Aim of the task ▸ Using the data below, copy each line that includes the word "this".

>> START Data supplied

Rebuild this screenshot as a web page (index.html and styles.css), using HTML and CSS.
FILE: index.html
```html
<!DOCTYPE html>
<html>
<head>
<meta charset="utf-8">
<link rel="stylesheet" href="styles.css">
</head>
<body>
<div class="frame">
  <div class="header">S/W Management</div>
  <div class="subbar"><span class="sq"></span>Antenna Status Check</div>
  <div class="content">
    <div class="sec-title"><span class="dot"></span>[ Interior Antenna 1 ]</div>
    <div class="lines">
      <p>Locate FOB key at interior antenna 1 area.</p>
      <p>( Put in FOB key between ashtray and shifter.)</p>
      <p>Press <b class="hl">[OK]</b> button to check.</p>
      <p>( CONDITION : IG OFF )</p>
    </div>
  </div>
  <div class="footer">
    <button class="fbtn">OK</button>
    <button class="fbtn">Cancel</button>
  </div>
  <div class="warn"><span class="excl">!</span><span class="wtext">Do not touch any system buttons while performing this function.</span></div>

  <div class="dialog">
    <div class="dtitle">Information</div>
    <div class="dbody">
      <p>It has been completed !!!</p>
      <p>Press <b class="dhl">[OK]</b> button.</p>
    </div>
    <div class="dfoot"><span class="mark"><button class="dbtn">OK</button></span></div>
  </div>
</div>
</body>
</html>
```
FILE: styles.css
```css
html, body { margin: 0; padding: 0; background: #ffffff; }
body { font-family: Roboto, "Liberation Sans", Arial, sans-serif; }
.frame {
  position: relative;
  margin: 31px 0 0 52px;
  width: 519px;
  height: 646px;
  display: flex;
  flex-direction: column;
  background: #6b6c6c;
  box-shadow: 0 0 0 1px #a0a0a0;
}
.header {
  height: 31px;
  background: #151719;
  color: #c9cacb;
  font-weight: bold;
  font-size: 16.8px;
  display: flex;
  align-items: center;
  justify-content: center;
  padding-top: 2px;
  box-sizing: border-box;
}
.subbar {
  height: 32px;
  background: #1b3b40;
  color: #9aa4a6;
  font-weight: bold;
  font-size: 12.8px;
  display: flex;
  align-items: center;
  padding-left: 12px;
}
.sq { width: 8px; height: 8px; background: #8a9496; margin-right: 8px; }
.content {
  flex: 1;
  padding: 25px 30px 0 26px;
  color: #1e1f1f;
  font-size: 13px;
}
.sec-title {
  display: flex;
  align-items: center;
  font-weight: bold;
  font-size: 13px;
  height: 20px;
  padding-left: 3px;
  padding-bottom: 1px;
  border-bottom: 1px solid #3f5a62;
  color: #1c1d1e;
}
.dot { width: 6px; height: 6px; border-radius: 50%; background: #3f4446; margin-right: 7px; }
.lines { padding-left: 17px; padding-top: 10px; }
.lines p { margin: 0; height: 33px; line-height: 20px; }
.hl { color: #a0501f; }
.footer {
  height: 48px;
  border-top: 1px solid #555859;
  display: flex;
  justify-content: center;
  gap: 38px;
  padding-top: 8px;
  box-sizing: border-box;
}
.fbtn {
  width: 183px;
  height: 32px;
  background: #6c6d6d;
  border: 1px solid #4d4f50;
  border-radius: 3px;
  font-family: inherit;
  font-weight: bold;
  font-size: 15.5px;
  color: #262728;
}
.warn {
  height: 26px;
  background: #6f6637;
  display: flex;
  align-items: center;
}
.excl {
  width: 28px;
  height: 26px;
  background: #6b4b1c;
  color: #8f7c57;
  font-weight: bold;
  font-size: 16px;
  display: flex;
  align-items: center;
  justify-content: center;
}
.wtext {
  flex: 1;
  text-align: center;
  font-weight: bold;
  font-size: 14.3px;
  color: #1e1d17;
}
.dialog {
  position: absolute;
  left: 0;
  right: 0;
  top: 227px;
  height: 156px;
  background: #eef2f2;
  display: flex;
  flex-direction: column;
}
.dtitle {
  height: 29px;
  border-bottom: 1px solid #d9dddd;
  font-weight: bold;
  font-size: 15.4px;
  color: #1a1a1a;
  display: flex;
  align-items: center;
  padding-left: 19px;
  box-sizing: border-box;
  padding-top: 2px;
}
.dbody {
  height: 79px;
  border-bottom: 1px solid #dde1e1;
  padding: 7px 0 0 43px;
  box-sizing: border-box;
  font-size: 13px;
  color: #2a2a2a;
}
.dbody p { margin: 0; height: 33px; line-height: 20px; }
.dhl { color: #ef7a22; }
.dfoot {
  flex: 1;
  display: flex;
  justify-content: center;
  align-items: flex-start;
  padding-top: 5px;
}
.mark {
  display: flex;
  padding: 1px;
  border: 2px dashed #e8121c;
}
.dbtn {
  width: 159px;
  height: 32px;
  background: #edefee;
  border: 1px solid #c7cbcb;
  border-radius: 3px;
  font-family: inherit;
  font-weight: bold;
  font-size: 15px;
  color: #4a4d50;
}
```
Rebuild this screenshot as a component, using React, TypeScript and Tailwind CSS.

>> END Data supplied
>> START Data supplied

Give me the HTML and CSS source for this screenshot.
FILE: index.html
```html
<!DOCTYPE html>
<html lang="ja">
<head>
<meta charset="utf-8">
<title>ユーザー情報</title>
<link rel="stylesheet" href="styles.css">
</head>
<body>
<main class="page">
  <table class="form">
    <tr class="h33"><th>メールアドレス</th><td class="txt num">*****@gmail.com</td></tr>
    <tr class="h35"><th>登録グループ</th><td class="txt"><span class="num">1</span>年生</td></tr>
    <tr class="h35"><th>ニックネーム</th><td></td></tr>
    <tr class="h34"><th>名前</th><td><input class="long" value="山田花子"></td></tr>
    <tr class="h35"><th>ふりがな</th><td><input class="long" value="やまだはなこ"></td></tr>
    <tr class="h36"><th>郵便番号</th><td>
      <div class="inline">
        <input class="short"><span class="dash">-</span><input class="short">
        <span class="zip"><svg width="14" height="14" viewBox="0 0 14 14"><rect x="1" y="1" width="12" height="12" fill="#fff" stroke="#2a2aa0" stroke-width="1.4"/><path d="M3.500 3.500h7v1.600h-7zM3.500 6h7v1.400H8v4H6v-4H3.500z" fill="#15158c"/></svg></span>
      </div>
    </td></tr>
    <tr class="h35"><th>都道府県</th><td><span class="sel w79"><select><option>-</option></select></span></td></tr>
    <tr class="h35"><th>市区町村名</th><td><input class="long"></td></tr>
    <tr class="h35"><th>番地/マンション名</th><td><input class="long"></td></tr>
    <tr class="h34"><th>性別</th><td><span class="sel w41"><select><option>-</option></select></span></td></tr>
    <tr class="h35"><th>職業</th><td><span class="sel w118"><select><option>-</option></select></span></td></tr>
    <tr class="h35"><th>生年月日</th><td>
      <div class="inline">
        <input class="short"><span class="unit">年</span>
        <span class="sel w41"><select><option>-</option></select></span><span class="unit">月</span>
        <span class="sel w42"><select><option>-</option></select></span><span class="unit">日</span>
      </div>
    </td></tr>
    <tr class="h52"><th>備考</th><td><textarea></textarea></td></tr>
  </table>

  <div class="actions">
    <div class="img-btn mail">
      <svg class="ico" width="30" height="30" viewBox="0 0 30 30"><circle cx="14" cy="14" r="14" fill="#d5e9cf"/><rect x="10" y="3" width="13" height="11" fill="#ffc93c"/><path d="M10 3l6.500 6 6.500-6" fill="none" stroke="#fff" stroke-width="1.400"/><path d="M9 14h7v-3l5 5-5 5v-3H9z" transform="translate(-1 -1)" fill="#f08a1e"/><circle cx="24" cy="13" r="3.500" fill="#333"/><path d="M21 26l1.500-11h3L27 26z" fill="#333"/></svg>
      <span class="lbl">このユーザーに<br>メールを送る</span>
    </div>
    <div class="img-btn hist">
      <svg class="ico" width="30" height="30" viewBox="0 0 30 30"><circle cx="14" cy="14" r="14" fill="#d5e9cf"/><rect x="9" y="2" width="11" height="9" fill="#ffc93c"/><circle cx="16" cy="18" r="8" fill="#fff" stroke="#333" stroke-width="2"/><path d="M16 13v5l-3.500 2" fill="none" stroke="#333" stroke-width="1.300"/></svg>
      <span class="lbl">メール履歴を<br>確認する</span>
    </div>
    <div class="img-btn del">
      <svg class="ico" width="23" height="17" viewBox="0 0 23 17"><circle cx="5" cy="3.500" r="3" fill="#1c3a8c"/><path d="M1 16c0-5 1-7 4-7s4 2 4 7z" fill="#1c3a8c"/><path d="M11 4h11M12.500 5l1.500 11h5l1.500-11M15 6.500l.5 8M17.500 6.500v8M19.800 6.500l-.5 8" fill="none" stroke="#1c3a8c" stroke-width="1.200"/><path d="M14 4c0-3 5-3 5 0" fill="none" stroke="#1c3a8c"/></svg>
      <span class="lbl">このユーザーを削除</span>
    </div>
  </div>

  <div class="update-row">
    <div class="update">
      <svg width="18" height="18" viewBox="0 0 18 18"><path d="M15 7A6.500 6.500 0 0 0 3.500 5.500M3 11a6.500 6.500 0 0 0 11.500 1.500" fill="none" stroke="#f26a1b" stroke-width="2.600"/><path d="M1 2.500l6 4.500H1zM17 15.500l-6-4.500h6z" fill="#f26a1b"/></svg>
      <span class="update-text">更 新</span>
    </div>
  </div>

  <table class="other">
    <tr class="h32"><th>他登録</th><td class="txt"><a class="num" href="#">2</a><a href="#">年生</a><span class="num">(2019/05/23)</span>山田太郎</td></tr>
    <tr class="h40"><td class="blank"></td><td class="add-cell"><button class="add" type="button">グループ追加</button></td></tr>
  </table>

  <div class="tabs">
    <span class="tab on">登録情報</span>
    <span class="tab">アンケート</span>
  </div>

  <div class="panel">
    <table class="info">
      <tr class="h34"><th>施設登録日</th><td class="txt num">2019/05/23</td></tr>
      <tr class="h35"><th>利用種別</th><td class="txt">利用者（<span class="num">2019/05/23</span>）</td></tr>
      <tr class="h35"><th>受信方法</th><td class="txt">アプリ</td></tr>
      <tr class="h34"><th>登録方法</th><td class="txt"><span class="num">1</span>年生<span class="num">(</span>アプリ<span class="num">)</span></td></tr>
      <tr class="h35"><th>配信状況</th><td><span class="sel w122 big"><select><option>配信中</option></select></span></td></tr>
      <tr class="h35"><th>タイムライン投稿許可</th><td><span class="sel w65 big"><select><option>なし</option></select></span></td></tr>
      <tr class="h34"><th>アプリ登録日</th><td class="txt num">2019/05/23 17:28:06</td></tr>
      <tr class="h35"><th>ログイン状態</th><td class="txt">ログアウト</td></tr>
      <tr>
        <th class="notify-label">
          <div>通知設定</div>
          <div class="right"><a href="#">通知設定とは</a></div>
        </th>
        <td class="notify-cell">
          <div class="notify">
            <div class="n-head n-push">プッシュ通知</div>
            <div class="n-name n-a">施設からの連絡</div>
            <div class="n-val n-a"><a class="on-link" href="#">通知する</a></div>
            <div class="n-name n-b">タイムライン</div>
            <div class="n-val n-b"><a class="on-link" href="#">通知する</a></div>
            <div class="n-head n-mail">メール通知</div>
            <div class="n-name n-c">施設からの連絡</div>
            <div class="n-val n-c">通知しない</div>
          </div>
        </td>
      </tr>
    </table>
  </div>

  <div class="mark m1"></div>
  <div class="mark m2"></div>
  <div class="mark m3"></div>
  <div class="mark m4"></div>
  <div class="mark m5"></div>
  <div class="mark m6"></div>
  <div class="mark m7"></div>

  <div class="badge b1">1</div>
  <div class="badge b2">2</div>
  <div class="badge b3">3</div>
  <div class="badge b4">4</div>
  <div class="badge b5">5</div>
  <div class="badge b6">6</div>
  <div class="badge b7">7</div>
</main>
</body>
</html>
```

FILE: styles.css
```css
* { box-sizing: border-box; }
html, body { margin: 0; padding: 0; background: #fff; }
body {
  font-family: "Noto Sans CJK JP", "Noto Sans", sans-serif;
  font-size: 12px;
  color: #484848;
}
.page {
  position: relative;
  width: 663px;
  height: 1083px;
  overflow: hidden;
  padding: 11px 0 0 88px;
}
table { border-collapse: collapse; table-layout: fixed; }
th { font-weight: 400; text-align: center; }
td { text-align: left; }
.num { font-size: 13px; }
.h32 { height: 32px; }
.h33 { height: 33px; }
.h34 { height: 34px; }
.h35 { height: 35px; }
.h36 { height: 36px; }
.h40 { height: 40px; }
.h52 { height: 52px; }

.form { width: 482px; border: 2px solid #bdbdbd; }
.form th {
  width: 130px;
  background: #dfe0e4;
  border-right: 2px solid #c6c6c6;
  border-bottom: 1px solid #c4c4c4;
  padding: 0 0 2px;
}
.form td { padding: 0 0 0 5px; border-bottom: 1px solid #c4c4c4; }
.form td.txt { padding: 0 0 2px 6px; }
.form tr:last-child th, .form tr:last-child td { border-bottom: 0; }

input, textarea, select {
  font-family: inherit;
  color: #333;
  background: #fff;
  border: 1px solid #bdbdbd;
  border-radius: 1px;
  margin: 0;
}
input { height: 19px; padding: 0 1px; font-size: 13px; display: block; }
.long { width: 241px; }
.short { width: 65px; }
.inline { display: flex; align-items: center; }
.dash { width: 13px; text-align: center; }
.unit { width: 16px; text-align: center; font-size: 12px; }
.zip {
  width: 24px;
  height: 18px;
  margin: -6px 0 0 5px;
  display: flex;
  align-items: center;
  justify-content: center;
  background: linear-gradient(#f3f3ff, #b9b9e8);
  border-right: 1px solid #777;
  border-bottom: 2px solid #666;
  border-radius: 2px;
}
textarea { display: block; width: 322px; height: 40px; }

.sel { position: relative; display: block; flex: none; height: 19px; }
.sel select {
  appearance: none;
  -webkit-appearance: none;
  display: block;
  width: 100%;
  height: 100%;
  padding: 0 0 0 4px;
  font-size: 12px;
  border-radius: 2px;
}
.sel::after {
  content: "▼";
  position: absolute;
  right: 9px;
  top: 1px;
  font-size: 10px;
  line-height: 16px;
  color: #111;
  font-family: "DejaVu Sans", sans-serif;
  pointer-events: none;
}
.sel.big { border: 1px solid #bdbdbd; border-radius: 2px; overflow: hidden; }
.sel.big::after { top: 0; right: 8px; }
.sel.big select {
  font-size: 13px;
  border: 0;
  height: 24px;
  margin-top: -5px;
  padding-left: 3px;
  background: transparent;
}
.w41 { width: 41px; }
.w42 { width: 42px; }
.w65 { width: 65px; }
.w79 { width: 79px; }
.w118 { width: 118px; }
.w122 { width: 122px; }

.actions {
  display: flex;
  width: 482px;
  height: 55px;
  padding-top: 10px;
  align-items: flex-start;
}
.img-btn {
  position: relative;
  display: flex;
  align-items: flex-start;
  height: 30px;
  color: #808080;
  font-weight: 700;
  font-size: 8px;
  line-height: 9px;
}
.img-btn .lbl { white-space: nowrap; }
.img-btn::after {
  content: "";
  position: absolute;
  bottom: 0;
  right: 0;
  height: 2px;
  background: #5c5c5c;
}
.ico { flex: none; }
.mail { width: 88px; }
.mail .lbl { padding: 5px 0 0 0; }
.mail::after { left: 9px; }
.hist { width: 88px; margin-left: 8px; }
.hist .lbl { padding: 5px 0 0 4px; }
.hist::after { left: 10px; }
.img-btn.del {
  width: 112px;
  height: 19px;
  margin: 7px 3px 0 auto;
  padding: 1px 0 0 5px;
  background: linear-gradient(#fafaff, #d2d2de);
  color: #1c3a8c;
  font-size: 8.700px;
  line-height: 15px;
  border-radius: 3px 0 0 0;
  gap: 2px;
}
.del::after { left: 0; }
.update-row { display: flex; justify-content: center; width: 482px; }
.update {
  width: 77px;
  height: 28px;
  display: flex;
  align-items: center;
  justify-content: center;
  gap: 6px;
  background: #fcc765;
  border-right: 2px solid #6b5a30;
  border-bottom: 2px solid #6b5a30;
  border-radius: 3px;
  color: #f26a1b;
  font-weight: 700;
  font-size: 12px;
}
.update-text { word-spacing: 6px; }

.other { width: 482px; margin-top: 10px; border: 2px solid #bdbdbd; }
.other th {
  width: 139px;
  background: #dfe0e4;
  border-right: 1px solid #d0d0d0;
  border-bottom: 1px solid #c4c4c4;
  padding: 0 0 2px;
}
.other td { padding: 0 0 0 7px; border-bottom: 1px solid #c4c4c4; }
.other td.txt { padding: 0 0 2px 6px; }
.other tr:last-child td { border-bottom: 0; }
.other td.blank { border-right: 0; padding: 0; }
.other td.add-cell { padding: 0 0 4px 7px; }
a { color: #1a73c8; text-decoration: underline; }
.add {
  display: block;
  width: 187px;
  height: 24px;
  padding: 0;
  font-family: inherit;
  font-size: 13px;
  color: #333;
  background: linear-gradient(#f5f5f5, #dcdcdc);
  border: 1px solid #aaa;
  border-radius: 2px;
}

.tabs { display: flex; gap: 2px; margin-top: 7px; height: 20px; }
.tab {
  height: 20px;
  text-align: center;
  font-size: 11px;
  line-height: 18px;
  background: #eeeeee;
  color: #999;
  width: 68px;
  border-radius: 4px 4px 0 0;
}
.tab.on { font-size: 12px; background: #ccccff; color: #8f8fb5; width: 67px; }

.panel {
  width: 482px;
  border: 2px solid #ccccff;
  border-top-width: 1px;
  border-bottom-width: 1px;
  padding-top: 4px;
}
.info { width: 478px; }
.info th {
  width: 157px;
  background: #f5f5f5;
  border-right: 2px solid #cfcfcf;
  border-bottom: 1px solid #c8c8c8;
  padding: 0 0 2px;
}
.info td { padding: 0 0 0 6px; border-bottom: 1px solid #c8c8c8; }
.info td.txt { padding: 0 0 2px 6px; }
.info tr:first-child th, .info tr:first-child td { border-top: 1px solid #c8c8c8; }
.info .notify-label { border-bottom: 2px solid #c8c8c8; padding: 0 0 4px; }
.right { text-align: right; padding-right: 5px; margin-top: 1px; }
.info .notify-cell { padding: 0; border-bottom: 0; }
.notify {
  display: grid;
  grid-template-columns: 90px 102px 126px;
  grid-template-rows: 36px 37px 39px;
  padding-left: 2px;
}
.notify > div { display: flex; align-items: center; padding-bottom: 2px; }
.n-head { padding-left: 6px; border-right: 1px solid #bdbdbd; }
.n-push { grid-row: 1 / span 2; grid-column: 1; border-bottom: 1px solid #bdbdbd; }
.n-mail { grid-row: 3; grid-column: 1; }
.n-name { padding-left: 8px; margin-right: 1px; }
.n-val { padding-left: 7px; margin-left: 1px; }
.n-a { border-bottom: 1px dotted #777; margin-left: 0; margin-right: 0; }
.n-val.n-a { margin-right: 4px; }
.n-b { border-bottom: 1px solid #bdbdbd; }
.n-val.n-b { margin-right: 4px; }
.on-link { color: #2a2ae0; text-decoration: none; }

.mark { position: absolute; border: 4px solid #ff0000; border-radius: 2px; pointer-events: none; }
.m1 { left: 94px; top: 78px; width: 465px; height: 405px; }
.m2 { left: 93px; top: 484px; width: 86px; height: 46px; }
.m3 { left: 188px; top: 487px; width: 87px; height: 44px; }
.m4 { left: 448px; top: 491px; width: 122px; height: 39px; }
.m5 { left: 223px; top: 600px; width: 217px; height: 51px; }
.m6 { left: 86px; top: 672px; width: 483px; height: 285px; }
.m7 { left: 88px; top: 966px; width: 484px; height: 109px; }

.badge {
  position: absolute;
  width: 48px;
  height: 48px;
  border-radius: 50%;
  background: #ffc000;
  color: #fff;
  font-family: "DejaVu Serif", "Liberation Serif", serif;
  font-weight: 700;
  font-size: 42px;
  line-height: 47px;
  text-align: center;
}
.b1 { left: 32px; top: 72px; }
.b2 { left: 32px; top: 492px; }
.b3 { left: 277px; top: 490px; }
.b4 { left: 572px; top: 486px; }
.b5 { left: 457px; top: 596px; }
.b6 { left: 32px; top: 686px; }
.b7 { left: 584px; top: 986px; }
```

>> END Data supplied
>> START Data supplied

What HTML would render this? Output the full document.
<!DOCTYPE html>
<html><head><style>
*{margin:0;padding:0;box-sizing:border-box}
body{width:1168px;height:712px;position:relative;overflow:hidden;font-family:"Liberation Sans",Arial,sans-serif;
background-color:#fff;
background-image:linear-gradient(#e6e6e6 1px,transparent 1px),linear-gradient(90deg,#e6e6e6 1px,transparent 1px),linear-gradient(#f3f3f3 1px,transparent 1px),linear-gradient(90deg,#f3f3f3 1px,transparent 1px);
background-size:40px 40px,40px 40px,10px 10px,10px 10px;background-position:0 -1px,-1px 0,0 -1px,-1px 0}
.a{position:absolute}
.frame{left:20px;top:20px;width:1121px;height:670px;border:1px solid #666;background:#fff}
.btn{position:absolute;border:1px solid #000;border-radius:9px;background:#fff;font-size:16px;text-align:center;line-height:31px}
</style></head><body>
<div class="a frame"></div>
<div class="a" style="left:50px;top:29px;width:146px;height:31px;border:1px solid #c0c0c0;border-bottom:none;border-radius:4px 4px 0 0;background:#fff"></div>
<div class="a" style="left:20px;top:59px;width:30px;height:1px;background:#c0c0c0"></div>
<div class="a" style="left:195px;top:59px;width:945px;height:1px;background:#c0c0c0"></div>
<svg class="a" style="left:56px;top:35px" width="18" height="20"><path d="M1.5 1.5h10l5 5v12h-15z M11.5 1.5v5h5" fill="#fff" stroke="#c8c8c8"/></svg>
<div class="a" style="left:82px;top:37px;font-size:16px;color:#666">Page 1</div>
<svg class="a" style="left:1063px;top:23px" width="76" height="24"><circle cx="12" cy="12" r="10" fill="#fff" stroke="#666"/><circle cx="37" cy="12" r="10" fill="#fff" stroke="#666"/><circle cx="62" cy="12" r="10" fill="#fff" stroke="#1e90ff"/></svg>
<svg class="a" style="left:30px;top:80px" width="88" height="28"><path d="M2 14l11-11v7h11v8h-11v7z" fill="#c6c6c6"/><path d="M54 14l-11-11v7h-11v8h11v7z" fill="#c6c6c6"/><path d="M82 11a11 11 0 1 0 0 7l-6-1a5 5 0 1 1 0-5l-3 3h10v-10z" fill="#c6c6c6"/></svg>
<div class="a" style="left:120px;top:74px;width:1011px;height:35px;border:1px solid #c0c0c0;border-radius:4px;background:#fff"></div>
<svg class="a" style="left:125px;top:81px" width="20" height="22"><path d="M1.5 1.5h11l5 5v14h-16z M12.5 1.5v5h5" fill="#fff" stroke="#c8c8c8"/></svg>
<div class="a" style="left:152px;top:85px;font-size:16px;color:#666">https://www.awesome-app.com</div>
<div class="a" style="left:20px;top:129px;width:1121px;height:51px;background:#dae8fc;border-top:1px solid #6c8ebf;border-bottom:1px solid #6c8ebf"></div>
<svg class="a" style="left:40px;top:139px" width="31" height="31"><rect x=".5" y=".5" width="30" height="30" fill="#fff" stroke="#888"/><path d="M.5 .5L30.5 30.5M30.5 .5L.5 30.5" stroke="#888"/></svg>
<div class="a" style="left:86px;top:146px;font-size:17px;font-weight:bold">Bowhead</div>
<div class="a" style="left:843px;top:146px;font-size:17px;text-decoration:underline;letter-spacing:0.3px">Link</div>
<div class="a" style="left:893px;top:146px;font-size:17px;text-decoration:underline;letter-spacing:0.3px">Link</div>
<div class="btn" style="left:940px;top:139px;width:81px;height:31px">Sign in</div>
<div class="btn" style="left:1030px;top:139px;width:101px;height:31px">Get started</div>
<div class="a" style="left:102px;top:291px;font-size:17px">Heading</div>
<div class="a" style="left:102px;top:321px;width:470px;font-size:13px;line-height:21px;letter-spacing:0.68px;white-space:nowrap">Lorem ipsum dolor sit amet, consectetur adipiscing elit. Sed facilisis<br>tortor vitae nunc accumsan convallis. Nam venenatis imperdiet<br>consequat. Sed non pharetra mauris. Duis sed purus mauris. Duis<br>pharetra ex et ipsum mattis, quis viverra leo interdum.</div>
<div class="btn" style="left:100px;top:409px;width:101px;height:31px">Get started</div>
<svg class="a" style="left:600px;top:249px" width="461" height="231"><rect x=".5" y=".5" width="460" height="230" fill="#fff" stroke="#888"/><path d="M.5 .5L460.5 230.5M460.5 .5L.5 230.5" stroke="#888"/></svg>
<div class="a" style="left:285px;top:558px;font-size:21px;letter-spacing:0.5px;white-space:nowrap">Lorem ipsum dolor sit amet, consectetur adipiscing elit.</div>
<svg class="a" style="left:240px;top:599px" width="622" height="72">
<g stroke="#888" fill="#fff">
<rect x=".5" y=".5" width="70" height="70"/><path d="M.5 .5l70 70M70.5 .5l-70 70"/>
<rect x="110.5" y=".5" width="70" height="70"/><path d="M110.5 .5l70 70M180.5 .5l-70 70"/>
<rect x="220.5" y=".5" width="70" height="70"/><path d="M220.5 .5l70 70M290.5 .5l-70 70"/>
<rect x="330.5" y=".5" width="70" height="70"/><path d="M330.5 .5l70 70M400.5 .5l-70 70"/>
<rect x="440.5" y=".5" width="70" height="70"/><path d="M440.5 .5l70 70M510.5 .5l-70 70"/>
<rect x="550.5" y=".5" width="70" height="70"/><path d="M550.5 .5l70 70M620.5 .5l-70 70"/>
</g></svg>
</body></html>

>> END Data supplied

Task answer ▸
Rebuild this screenshot as a web page (index.html and styles.css), using HTML and CSS.
  <div class="warn"><span class="excl">!</span><span class="wtext">Do not touch any system buttons while performing this function.</span></div>
Rebuild this screenshot as a component, using React, TypeScript and Tailwind CSS.
Give me the HTML and CSS source for this screenshot.
What HTML would render this? Output the full document.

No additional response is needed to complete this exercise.